By putting the arts within the technological paradigm, we are turbo-charging Europe’s industrial engine, fueling an accelerator for innovation – and as European Commission President, Ursula von der Leyen said, “[It is] time for what distinguishes human beings. Time for what computers can’t do: empathy and creativity.”
Human-centric Tech
By adopting the Experience Readiness Level framework, the EU can ensure that the Digital Single Market puts humans at the centre. We must learn from the COVID-19 pandemic, for it it is evident how a human-centric approach to applications for medical care, smart and clean mobility and agriculture is needed to secure out wellbeing.

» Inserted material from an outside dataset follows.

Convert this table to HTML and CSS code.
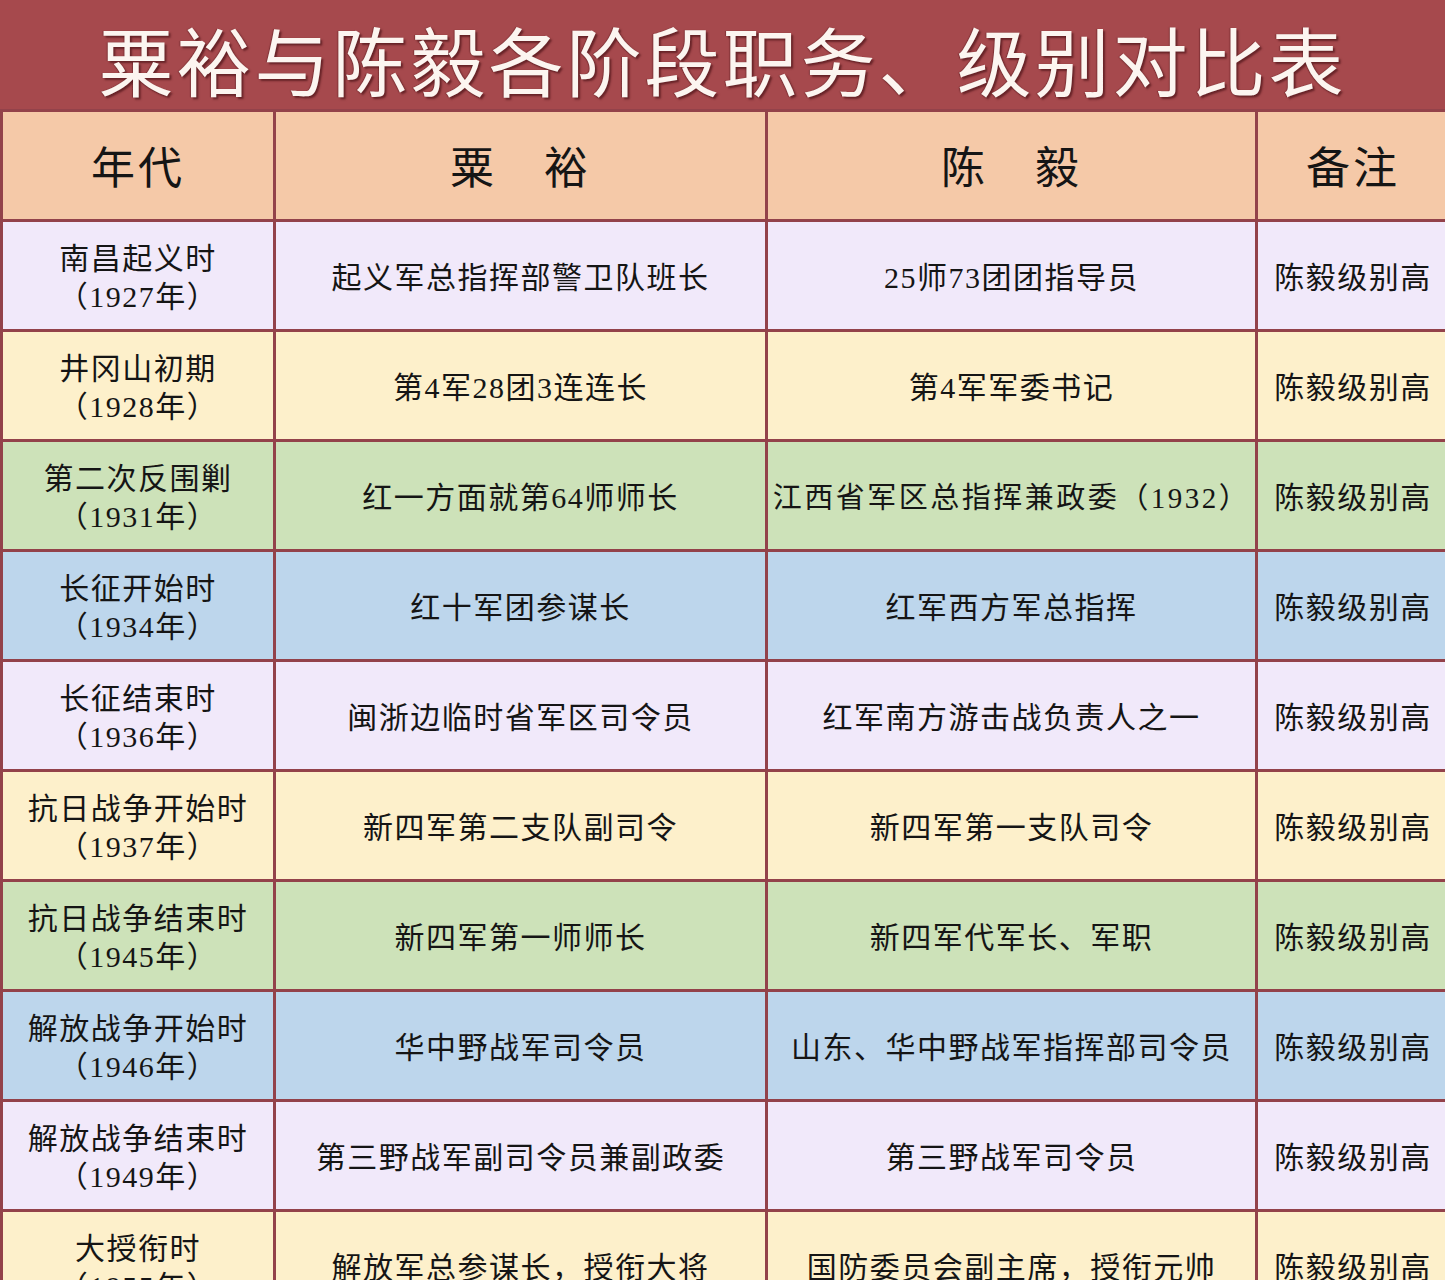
FILE: index.html
```html
<!DOCTYPE html>
<html lang="zh-CN">
<head>
<meta charset="utf-8">
<title>粟裕与陈毅各阶段职务、级别对比表</title>
<link rel="stylesheet" href="styles.css">
</head>
<body>
<header class="banner">
  <h1 class="title">粟裕与陈毅各阶段职务、级别对比表</h1>
</header>
<div class="table">
  <div class="cell head">年代</div>
  <div class="cell head">粟　裕</div>
  <div class="cell head">陈　毅</div>
  <div class="cell head">备注</div>

  <div class="cell lav">南昌起义时<br>（1927年）</div>
  <div class="cell lav">起义军总指挥部警卫队班长</div>
  <div class="cell lav">25师73团团指导员</div>
  <div class="cell lav">陈毅级别高</div>

  <div class="cell cream">井冈山初期<br>（1928年）</div>
  <div class="cell cream">第4军28团3连连长</div>
  <div class="cell cream">第4军军委书记</div>
  <div class="cell cream">陈毅级别高</div>

  <div class="cell green">第二次反围剿<br>（1931年）</div>
  <div class="cell green">红一方面就第64师师长</div>
  <div class="cell green tight">江西省军区总指挥兼政委（1932）</div>
  <div class="cell green">陈毅级别高</div>

  <div class="cell blue">长征开始时<br>（1934年）</div>
  <div class="cell blue">红十军团参谋长</div>
  <div class="cell blue">红军西方军总指挥</div>
  <div class="cell blue">陈毅级别高</div>

  <div class="cell lav">长征结束时<br>（1936年）</div>
  <div class="cell lav">闽浙边临时省军区司令员</div>
  <div class="cell lav">红军南方游击战负责人之一</div>
  <div class="cell lav">陈毅级别高</div>

  <div class="cell cream">抗日战争开始时<br>（1937年）</div>
  <div class="cell cream">新四军第二支队副司令</div>
  <div class="cell cream">新四军第一支队司令</div>
  <div class="cell cream">陈毅级别高</div>

  <div class="cell green">抗日战争结束时<br>（1945年）</div>
  <div class="cell green">新四军第一师师长</div>
  <div class="cell green">新四军代军长、军职</div>
  <div class="cell green">陈毅级别高</div>

  <div class="cell blue">解放战争开始时<br>（1946年）</div>
  <div class="cell blue">华中野战军司令员</div>
  <div class="cell blue">山东、华中野战军指挥部司令员</div>
  <div class="cell blue">陈毅级别高</div>

  <div class="cell lav">解放战争结束时<br>（1949年）</div>
  <div class="cell lav">第三野战军副司令员兼副政委</div>
  <div class="cell lav">第三野战军司令员</div>
  <div class="cell lav">陈毅级别高</div>

  <div class="cell cream">大授衔时<br>（1955年）</div>
  <div class="cell cream">解放军总参谋长，授衔大将</div>
  <div class="cell cream">国防委员会副主席，授衔元帅</div>
  <div class="cell cream">陈毅级别高</div>
</div>
</body>
</html>
```

FILE: styles.css
```css
html, body {
  margin: 0;
  padding: 0;
}
body {
  width: 1445px;
  height: 1280px;
  overflow: hidden;
  background: #a5484c;
  font-family: "Liberation Serif", "Noto Sans CJK SC", serif;
  color: #151515;
}
.banner {
  height: 109px;
  background: #a6494d;
  display: flex;
  justify-content: center;
  align-items: center;
}
.title {
  margin: 8px 0 0 0;
  font-family: "Noto Sans CJK SC", sans-serif;
  font-weight: 400;
  font-size: 75px;
  line-height: 1;
  letter-spacing: 3px;
  color: #fcf5f0;
  text-shadow: 2px 2px 2px rgba(70, 15, 20, 0.65), -1px 0 1px rgba(70, 15, 20, 0.4);
}
.table {
  display: grid;
  grid-template-columns: 270px 489px 487px 190px;
  grid-auto-rows: 107px;
  gap: 3px;
  padding: 3px 0 0 3px;
  background: #93424a;
  width: 1460px;
}
.cell {
  display: flex;
  align-items: center;
  justify-content: center;
  text-align: center;
  padding-top: 4px;
  box-sizing: border-box;
  font-size: 30px;
  line-height: 38px;
  letter-spacing: 1.5px;
}
.cell.head {
  background: #f5c9a8;
  font-size: 44px;
  letter-spacing: 3px;
  padding-top: 8px;
}
.cell.lav { background: #f1e9fa; }
.cell.cream { background: #fdf0cb; }
.cell.green { background: #cde2b9; }
.cell.blue { background: #bdd6ec; }
.cell.tight {
  font-size: 29px;
  letter-spacing: 2.5px;
}
```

Europe’s overall goal is to lead a digitisation strategy building on new IoT products, services, experiences and markets as part of the Digitizing European Industry strategy. Avoiding data silos, avoiding fragmentation of standards and establish a thriving IoT ecosystem where open platforms and solutions are used across vertical silos and help developers’ and user communities to innovate across the board.
Tech Boosting Climate
Europe needs the Internet of Things to meet the UN’s Sustainable Development Goals. So, avoiding data silos and providing data sharing mechanisms and infrastructure is essential; the Next Generation Internet initiative proposed under the new Horizon Europe programme, is capable of achieving dependable IoT intelligent connectivity by closely building on edge computing, AI, distributed ledger technologies, 5G and 6G evolution.
The Internet of Things and the emerging Industrial Internet of Things, Internet of Things and Senses, Tactile Internet of Things and Artificial Intelligence of Things can help companies navigate the current crisis and emerge stronger once operations ramp up again.
Bold, tightly integrated digital strategies are the most effective approach to digital transformations and economic growth to help companies automate processes, track and manage assets remotely, create new contactless user experiences, while improving sales, cost efficiency and sustainability.
This COVID crisis demands boldness and learning at scale. Either we rebuild better, or Europe’s digital markets will be left behind in a global competition for AI dominance.